Increasingly, the play was produced as part of a sequence. David Giles’ 1978 televised
Richard II,
one of the strongest productions in the BBC Shakespeare series, featured Derek Jacobi in the title role supported by Jon Finch (Bullingbrook) and John Gielgud (Gaunt), while the casting of Charles Gray and Dame Wendy Hiller as the Yorks “brings alive a whole subplot”
29
often previously cut in performance. The camerawork prioritized actors over spectacle, exploiting the possibilities of television for Richard’s soliloquy of Act 5 Scene 5,
which was shot in several sections, drawing out his ruminations over an extended period of incarceration. The English Shakespeare Company’s
The Wars of the Roses
(1986–89), a seven-play adaptation of the two tetralogies which was also later filmed for television, began with a
Richard II
which adapted a “Regency style, Beau Brummell dandyism”
30
that director Michael Bogdanov confessed would probably not have been their first choice for a stand-alone production. In such a large context, “the victim of production was invariably
Richard II
 … the guinea pig that opened the sequence,”
31
and both Bogdanov and his Richard, Michael Pennington, expressed disappointment in the result.

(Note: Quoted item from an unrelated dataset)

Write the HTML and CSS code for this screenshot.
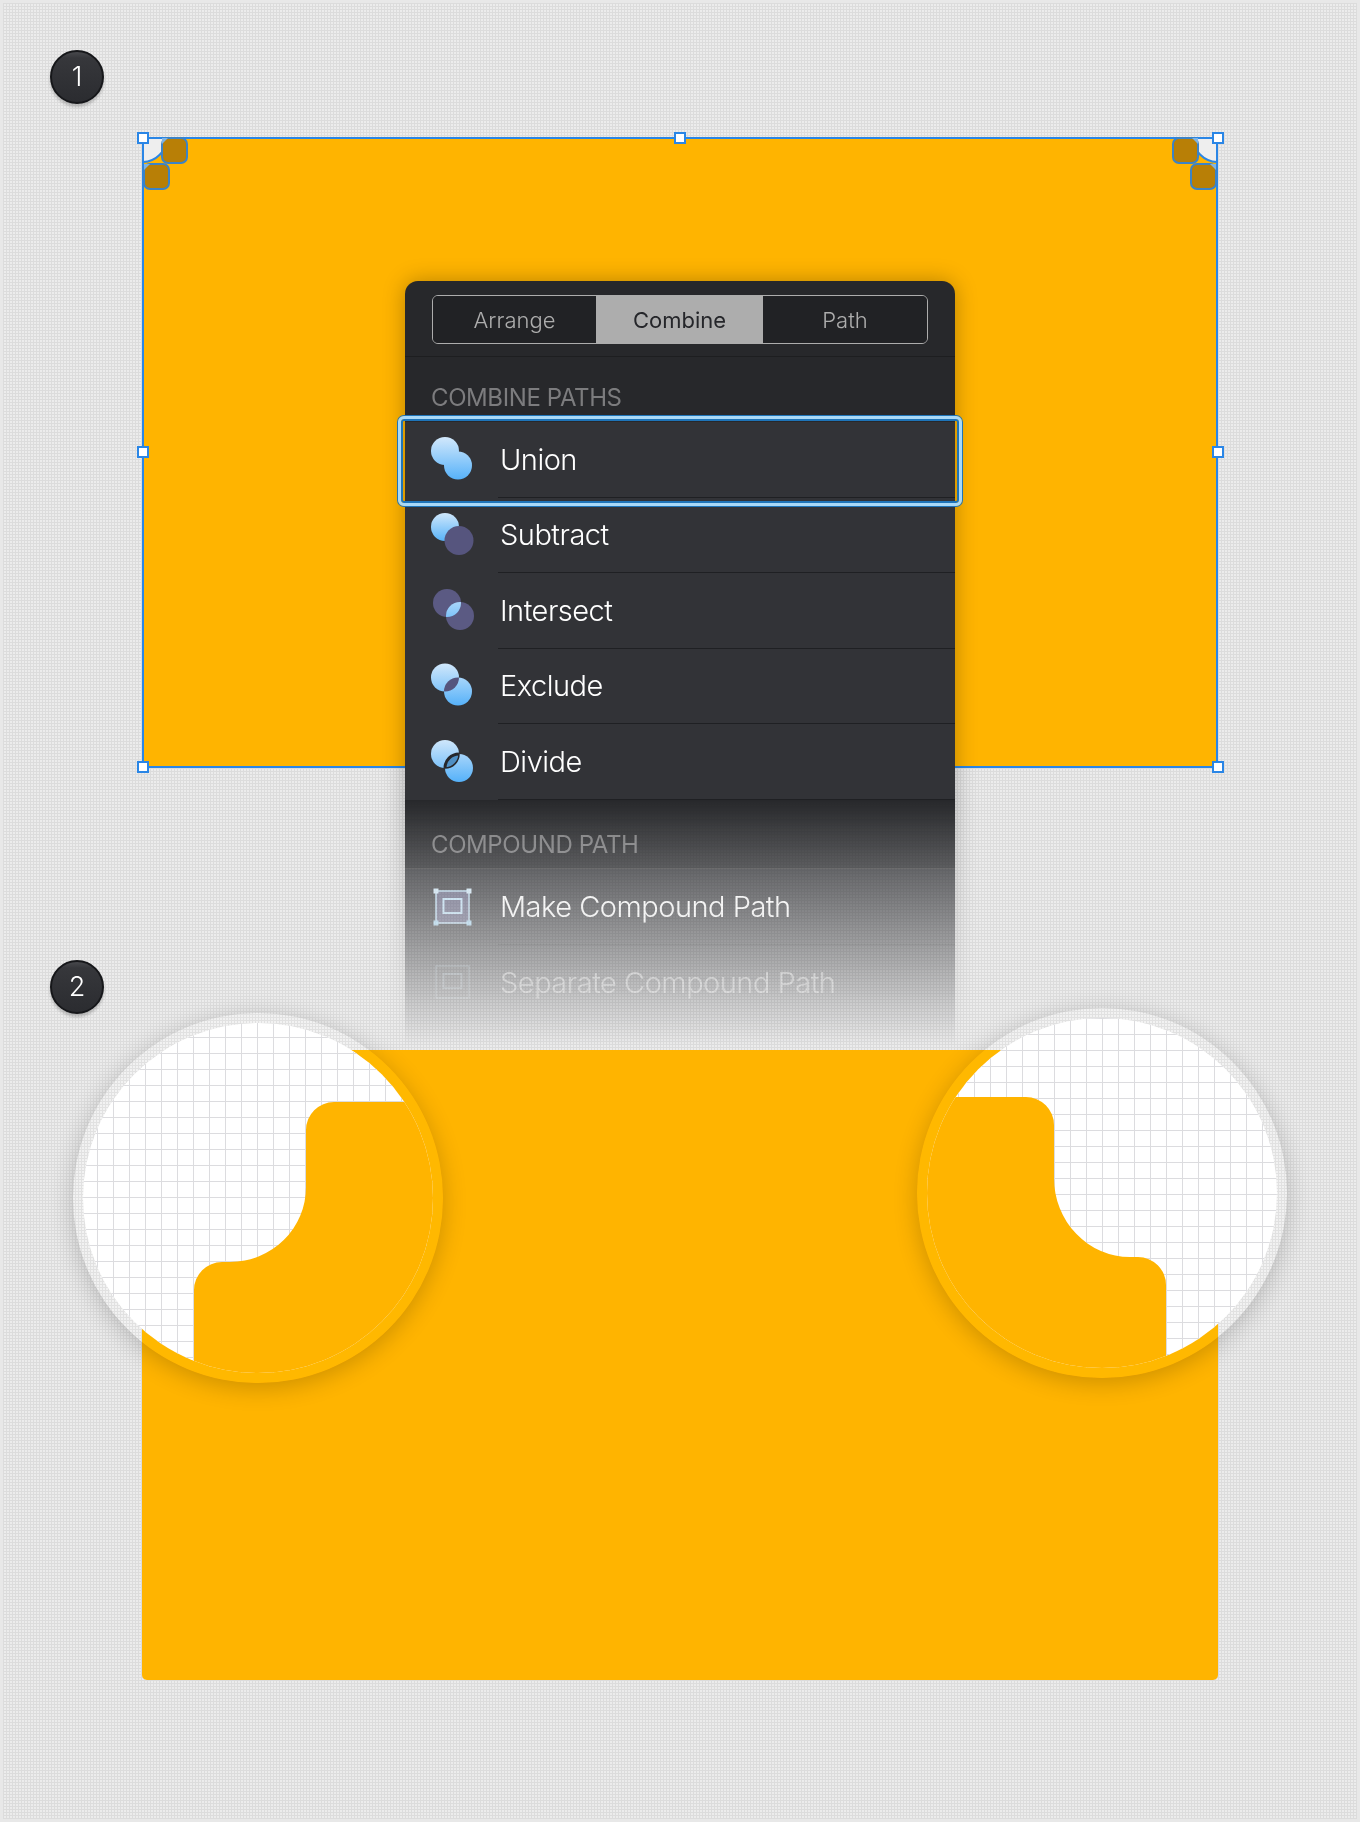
FILE: index.html
```html
<!DOCTYPE html>
<html lang="en">
<head>
    <meta charset="UTF-8">
    <meta name="viewport" content="width=device-width, initial-scale=1.0">
    <title>Combine Paths</title>
    <link rel="stylesheet" href="styles.css">
</head>
<body>

<div class="badge badge-one">1</div>
<div class="badge badge-two">2</div>

<div class="artboard">
    <svg class="corner corner-left" viewBox="0 0 48 55">
        <path d="M1 1H25A25 25 0 0 1 1 25Z" fill="#eeeeee" stroke="#2a86e6" stroke-width="2"/>
        <rect x="20" y="1" width="25" height="25" rx="6" fill="#b87f06" stroke="#3c83c6" stroke-width="2"/>
        <rect x="2" y="27" width="25" height="25" rx="6" fill="#b87f06" stroke="#3c83c6" stroke-width="2"/>
        <path d="M20 1H26L20 7Z" fill="#7fb4e4"/>
        <path d="M2 27H8L2 33Z" fill="#7fb4e4"/>
    </svg>
    <svg class="corner corner-right" viewBox="0 0 48 55">
        <path d="M1 1H25A25 25 0 0 1 1 25Z" fill="#eeeeee" stroke="#2a86e6" stroke-width="2"/>
        <rect x="20" y="1" width="25" height="25" rx="6" fill="#b87f06" stroke="#3c83c6" stroke-width="2"/>
        <rect x="2" y="27" width="25" height="25" rx="6" fill="#b87f06" stroke="#3c83c6" stroke-width="2"/>
        <path d="M20 1H26L20 7Z" fill="#7fb4e4"/>
        <path d="M2 27H8L2 33Z" fill="#7fb4e4"/>
    </svg>
</div>
<span class="handle h-tl"></span>
<span class="handle h-tc"></span>
<span class="handle h-tr"></span>
<span class="handle h-ml"></span>
<span class="handle h-mr"></span>
<span class="handle h-bl"></span>
<span class="handle h-br"></span>

<div class="panel">
    <div class="tabs-bar">
        <div class="tabs">
            <span class="tab">Arrange</span>
            <span class="tab tab-active">Combine</span>
            <span class="tab">Path</span>
        </div>
    </div>

    <div class="section-title section-first">COMBINE PATHS</div>

    <div class="row row-focused">
        <svg class="row-icon" viewBox="0 0 48 48">
            <defs>
                <linearGradient id="blue" x1="0" y1="0" x2="0" y2="1">
                    <stop offset="0" stop-color="#cfe7fb"/>
                    <stop offset="1" stop-color="#58b3f9"/>
                </linearGradient>
                <linearGradient id="blueWide" gradientUnits="userSpaceOnUse" x1="0" y1="1" x2="0" y2="44">
                    <stop offset="0" stop-color="#d2e8fb"/>
                    <stop offset="1" stop-color="#55b1f9"/>
                </linearGradient>
            </defs>
            <circle cx="17" cy="15" r="14" fill="url(#blueWide)"/>
            <circle cx="30" cy="29.5" r="14" fill="url(#blueWide)"/>
        </svg>
        <div class="row-label">Union</div>
        <div class="row-focus"></div>
    </div>
    <div class="row">
        <svg class="row-icon" viewBox="0 0 48 48">
            <circle cx="17" cy="16" r="14" fill="url(#blue)"/>
            <circle cx="31" cy="29.5" r="14.5" fill="#56557e"/>
        </svg>
        <div class="row-label">Subtract</div>
    </div>
    <div class="row">
        <svg class="row-icon" viewBox="0 0 48 48">
            <defs>
                <clipPath id="clipIntersect"><circle cx="19" cy="16" r="14"/></clipPath>
            </defs>
            <circle cx="19" cy="16" r="14" fill="#5b5a83"/>
            <circle cx="32" cy="29" r="14" fill="#5b5a83"/>
            <circle cx="32" cy="29" r="14" fill="url(#blueWide)" clip-path="url(#clipIntersect)"/>
        </svg>
        <div class="row-label">Intersect</div>
    </div>
    <div class="row">
        <svg class="row-icon" viewBox="0 0 48 48">
            <defs>
                <clipPath id="clipExclude"><circle cx="17" cy="15.5" r="14"/></clipPath>
            </defs>
            <circle cx="17" cy="15.5" r="14" fill="url(#blueWide)"/>
            <circle cx="30" cy="29.5" r="14" fill="url(#blueWide)"/>
            <circle cx="30" cy="29.5" r="14" fill="#55547d" clip-path="url(#clipExclude)"/>
        </svg>
        <div class="row-label">Exclude</div>
    </div>
    <div class="row">
        <svg class="row-icon" viewBox="0 0 48 48">
            <defs>
                <clipPath id="clipDivide"><circle cx="17" cy="16" r="14"/></clipPath>
                <clipPath id="clipDivideTwo"><circle cx="31" cy="30" r="14"/></clipPath>
            </defs>
            <circle cx="17" cy="16" r="14" fill="url(#blueWide)"/>
            <circle cx="31" cy="30" r="14" fill="url(#blueWide)"/>
            <circle cx="31" cy="30" r="14" fill="#4f8fc4" stroke="#26272b" stroke-width="3" clip-path="url(#clipDivide)"/>
            <circle cx="17" cy="16" r="14" fill="none" stroke="#26272b" stroke-width="1.5" clip-path="url(#clipDivideTwo)"/>
        </svg>
        <div class="row-label">Divide</div>
    </div>

    <div class="section-title section-second">COMPOUND PATH</div>

    <div class="row">
        <svg class="row-icon" viewBox="0 0 48 48">
            <rect x="8" y="8" width="33" height="32" fill="#6f6f96" fill-opacity=".75" stroke="#bcdff6" stroke-width="1.5"/>
            <rect x="15.5" y="16" width="18" height="14" fill="none" stroke="#bcdff6" stroke-width="2"/>
            <rect x="5.5" y="5.5" width="5" height="5" fill="#cfe7f8"/>
            <rect x="38.5" y="5.5" width="5" height="5" fill="#cfe7f8"/>
            <rect x="5.5" y="37.5" width="5" height="5" fill="#a5d6f3"/>
            <rect x="38.5" y="37.5" width="5" height="5" fill="#a5d6f3"/>
        </svg>
        <div class="row-label">Make Compound Path</div>
    </div>
    <div class="row row-disabled">
        <svg class="row-icon" viewBox="0 0 48 48">
            <rect x="8" y="8" width="33" height="32" fill="none" stroke="#bcdff6" stroke-width="1.5"/>
            <rect x="15.5" y="16" width="18" height="14" fill="none" stroke="#bcdff6" stroke-width="2"/>
        </svg>
        <div class="row-label">Separate Compound Path</div>
    </div>
</div>
<div class="panel-fade"></div>

<div class="artboard-full"></div>

<div class="lens lens-left">
    <div class="lens-view">
        <svg viewBox="0 0 350 350">
            <path d="M111 350V267A28 28 0 0 1 139 239H147A76 75 0 0 0 223 164V107A28 28 0 0 1 251 79H350V350Z" fill="#ffb400"/>
        </svg>
    </div>
</div>
<div class="lens lens-right">
    <div class="lens-view">
        <svg viewBox="0 0 350 350">
            <path d="M0 79H99A28 28 0 0 1 127 107V160A76 79 0 0 0 203 239H211A28 28 0 0 1 239 267V350H0Z" fill="#ffb400"/>
        </svg>
    </div>
</div>

</body>
</html>
```

FILE: styles.css
```css
body {
    margin: 0;
    height: 1822px;
    position: relative;
    overflow: hidden;
    font-family: Inter, "Liberation Sans", sans-serif;
    background-color: #ececec;
    background-image:
        linear-gradient(#dcdcdc 1px, transparent 1px),
        linear-gradient(90deg, #dcdcdc 1px, transparent 1px);
    background-size: 3px 3px;
    box-shadow: inset 0 0 0 3px #e8e8e8;
}

.badge {
    position: absolute;
    left: 50px;
    width: 50px;
    height: 50px;
    border: 2px solid #16171a;
    border-radius: 50%;
    background: linear-gradient(#47484c, #36373b 12%, #2b2c30);
    box-shadow: 0 3px 3px rgba(0, 0, 0, 0.2);
    color: #fff;
    font-size: 27px;
    font-weight: 300;
    line-height: 50px;
    text-align: center;
}
.badge-one { top: 50px; }
.badge-two { top: 960px; }

.artboard {
    position: absolute;
    left: 142px;
    top: 137px;
    width: 1076px;
    height: 631px;
    box-sizing: border-box;
    border: 2px solid #2a86e6;
    background: #ffb400;
}
.corner {
    position: absolute;
    top: -2px;
    width: 48px;
    height: 55px;
}
.corner-left { left: -2px; }
.corner-right { right: -2px; transform: scaleX(-1); }

.handle {
    position: absolute;
    width: 8px;
    height: 8px;
    margin: -6px 0 0 -6px;
    border: 2px solid #2a86e6;
    background: #fff;
}
.h-tl { left: 143px; top: 138px; }
.h-tc { left: 680px; top: 138px; }
.h-tr { left: 1218px; top: 138px; }
.h-ml { left: 143px; top: 452px; }
.h-mr { left: 1218px; top: 452px; }
.h-bl { left: 143px; top: 767px; }
.h-br { left: 1218px; top: 767px; }

.panel {
    position: absolute;
    left: 405px;
    top: 281px;
    width: 550px;
    height: 769px;
    background: #27282b;
    border-radius: 13px 13px 0 0;
    box-shadow: 0 0 22px rgba(0, 0, 0, 0.28);
}
.tabs-bar {
    height: 76px;
    padding: 14px 0 0 27px;
    box-sizing: border-box;
    border-bottom: 1px solid #1d1e20;
}
.tabs {
    display: grid;
    grid-template-columns: 163px 167px 1fr;
    width: 496px;
    height: 49px;
    box-sizing: border-box;
    border: 1.5px solid #adadad;
    border-radius: 6px;
    overflow: hidden;
}
.tab {
    display: flex;
    align-items: center;
    justify-content: center;
    color: #adadad;
    font-size: 22px;
    font-weight: 300;
    background: #212225;
}
.tab-active {
    background: #adadad;
    color: #25262a;
    font-weight: 400;
}

.section-title {
    box-sizing: border-box;
    display: flex;
    align-items: center;
    padding-left: 26px;
    color: #7c7c7e;
    font-size: 24px;
    letter-spacing: -0.4px;
}
.section-first { height: 65px; padding-top: 16px; }
.section-second {
    height: 69.5px;
    padding-top: 22px;
    border-bottom: 1px solid #3c3c3e;
}

.row {
    position: relative;
    display: flex;
    align-items: center;
    height: 75.5px;
    padding-left: 23px;
    background: #323337;
}
.row-focused { z-index: 1; }
.row-icon {
    flex: none;
    width: 48px;
    height: 48px;
    margin-right: 22px;
}
.row-label {
    flex: 1;
    display: flex;
    align-items: center;
    align-self: stretch;
    padding-left: 2px;
    color: #fff;
    font-size: 29px;
    font-weight: 300;
    letter-spacing: -0.5px;
    border-bottom: 1px solid #1f2023;
}
.row-disabled .row-label { color: rgba(255, 255, 255, 0.55); border: 0; }
.row-disabled .row-icon { opacity: 0.3; }
.row-focus {
    position: absolute;
    left: -7px;
    right: -7px;
    top: -6px;
    bottom: -8.5px;
    border: 3px solid #a9d9f7;
    border-radius: 6px;
    box-shadow: 0 0 0 1px #1e74b8, inset 0 0 0 2px #1e74b8;
}

.panel-fade {
    position: absolute;
    left: 375px;
    top: 798px;
    width: 615px;
    height: 252px;
    background-color: #ececec;
    background-image:
        linear-gradient(#dcdcdc 1px, transparent 1px),
        linear-gradient(90deg, #dcdcdc 1px, transparent 1px);
    background-size: 3px 3px;
    -webkit-mask-image: linear-gradient(transparent 2px, #000 247px);
    mask-image: linear-gradient(transparent 2px, #000 247px);
}

/* top corners are notched in the real shape, the lenses sit over them */
.artboard-full {
    position: absolute;
    left: 142px;
    top: 1050px;
    width: 1076px;
    height: 630px;
    background: #ffb400;
    border-radius: 40px 40px 5px 5px;
}

.lens {
    position: absolute;
    width: 370px;
    height: 370px;
    border-radius: 50%;
    box-shadow: 0 5px 24px rgba(0, 0, 0, 0.2);
}
.lens::before {
    content: "";
    position: absolute;
    inset: 0;
    border: 10px solid #060606;
    border-radius: 50%;
    mix-blend-mode: color-dodge;
}
.lens-left { left: 73px; top: 1013px; }
.lens-right { left: 917px; top: 1008px; }
.lens-view {
    position: absolute;
    inset: 10px;
    clip-path: circle(50%);
    background-color: #fff;
    background-image:
        linear-gradient(#dcdcdf 1.4px, transparent 1.4px),
        linear-gradient(90deg, #dcdcdf 1.4px, transparent 1.4px);
    background-size: 16px 16px;
}
.lens-left .lens-view { background-position: 14px 14px; }
.lens-right .lens-view { background-position: 15px 0; }
.lens-view svg {
    display: block;
    width: 350px;
    height: 350px;
}
```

Internationally, interest in the formal aspects of the play and its pageantry have continued to stimulate directorial interest, though often unsuccessfully. At the Stratford Ontario Festival in Canada, Stuart Burge’s 1964 production ran over four hours when it debuted, losing the favor of many critics. However, it continued a twentieth-century trend to paint Northumberland as the piece’s key mover, with Leo Cicery’s Bullingbrook “a genuinely bewildered man caught up in a situation which he could not comprehend.”
32
Zoe Caldwell’s 1979 production was felt by many to be overly gimmick-led, with three different actors for both Richard and Bullingbrook, no doubt in an attempt to replicate the success of the RSC’s Pasco/Richardson pairing six years earlier. Critics were bored, however, by the pageant-like blocking of all three versions, with a central staircase creating “a rigid formality on the playing space that is reflected, with a vengeance, in the performances.”
33
More successful was Ariane Mnouchkine’s production in 1982 for Théâtre du Soleil in Vincennes. Inspired by Japanese kabuki theater, the production ran for over five hours, and drew critical praise for its precise choreography through which “the formality of the play’s constructions is revealed. The argument develops like a terrific algebra.”